Film as craft is seemingly rare, and is somewhat fueled by the audience’s expectation for bigger, bolder digital effects, unthinkable plot lines, and shallow characters. In the case of actor/director Ben Affleck, the craft is not all forgotten amid these expectations, something that has propelled him to his third directorial feature, Argo.
While filled with stunning visuals, a well-told story, and well-crafted character lines, Argo lacks an ability to surpass the scope of the story and push past the frame of the immediate happenings onscreen. Argo’s focus is limited to the Middle Eastern conflict that erupted in 1979, that soon led to an international crisis, and involved the collaboration of multiple governments in attempt to rescue six escaped American refugees.
C.I.A agent Tony Mendez (Ben Affleck) has a proven track record for getting people out of sticky situations, and for the Americans who escaped captivity from the furious Iranian rebels, such will prove to be the most difficult mission Mendez has yet to execute. The six Americans found refuge in the home of Canadian ambassador Ken Taylor (Victor Garber), but severe rebel pressure threatened their safety, as well as the safety of those harboring them.
The C.I.A.’s involvement was sketchy at first, as their ideas for retrieval were all incredibly lacking in substantiality. What Mendez brings to the table is no less insane, but has the highest probability for successful completion. After watching a bit of Planet of the Apes, Tony proposes a plan for retrieval that requires a bit of Hollywood magic – create an imaginary sci-fi film, for which he and the six American are a Canadian film crew who are location scouting in Iran.
The realization that this plan may be more difficult to carry out than he initially thought comes when he seeks the involvement of Hollywood veteran Lester Siegel (Alan Arkin) and esteemed makeup artist John Chambers (John Goodman). The plan becomes bigger and bolder, but hopefully more credible in the eyes of the Iranians. Several hiccups come along the way, all attempting to thwart the mission’s success – including the wariness of the six Americans, whose valid concerns threaten Tony’s escape plan.
Argo’s success lies mainly in the rather unfamiliar storyline, film technique, and most profoundly, Ben Affleck’s involvement in the project. For myself and many millennials, this was the first time this story was really ever told – at least to my recollection. My unfamiliarity with the story only made the tension in the plot more oppressive, and had my heart beating and palms sweaty, anxious to see what happened to Mendez and the six Americans.
Speaking of the six Americans, I think it’s important that their story is not forgotten. In my opinion, their wherewithal, as well as that of the Canadian ambassador, was a bit downplayed. Were it not for their quick thinking in the American embassy, things may have played out much differently. Though their screen time was more limited, the actors (Clea DuVall, Tate Donovan, Scoot McNairy, Rory Cochrane, Christopher Denham, and Kerry Bishe) did a stellar job displaying the complex variety of emotions that these men and women certainly experienced.
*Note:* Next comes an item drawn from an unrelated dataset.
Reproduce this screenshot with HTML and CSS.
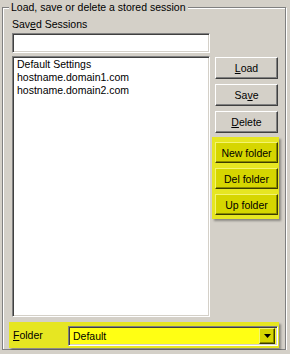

In addition to these fine actors, other talent present in the film included Kyle Chandler as President Carter’s Chief of Staff, and Bryan Cranston as Mendez’s fellow C.I.A. comrade. Cranston, in addition to Goodman and Arkin, truly brought out some of the key performances throughout the film.
Though not my favorite project of his, Ben Affleck certainly reaffirms his standing in the directorial role, and reminds us that even though he may have faltered along the way (think Gigli), his acting is also exceeding our expectations. What made this film different from his previous successes, such as Gone Baby Gone and his sophomore project The Town (one of my personal all-time favorites), was the severe lack of character depth and emotional connection with the main protagonist. While much of this may be due to the writing, the director shapes those connections that the audience makes with the characters, and I just didn’t get any sort of bond with either Mendez or any other character. That being said, I know this won’t be the last we see of Affleck, and I truly hope he can bring back some of the previous depth that was present in his earlier projects.
I think this film is a great production, and gives someone such as myself a glimpse inside a moment of our country’s history. And, while I didn’t find it to be the most top-notch of films this year, I am certain that come award time, it will be a big contender in several categories.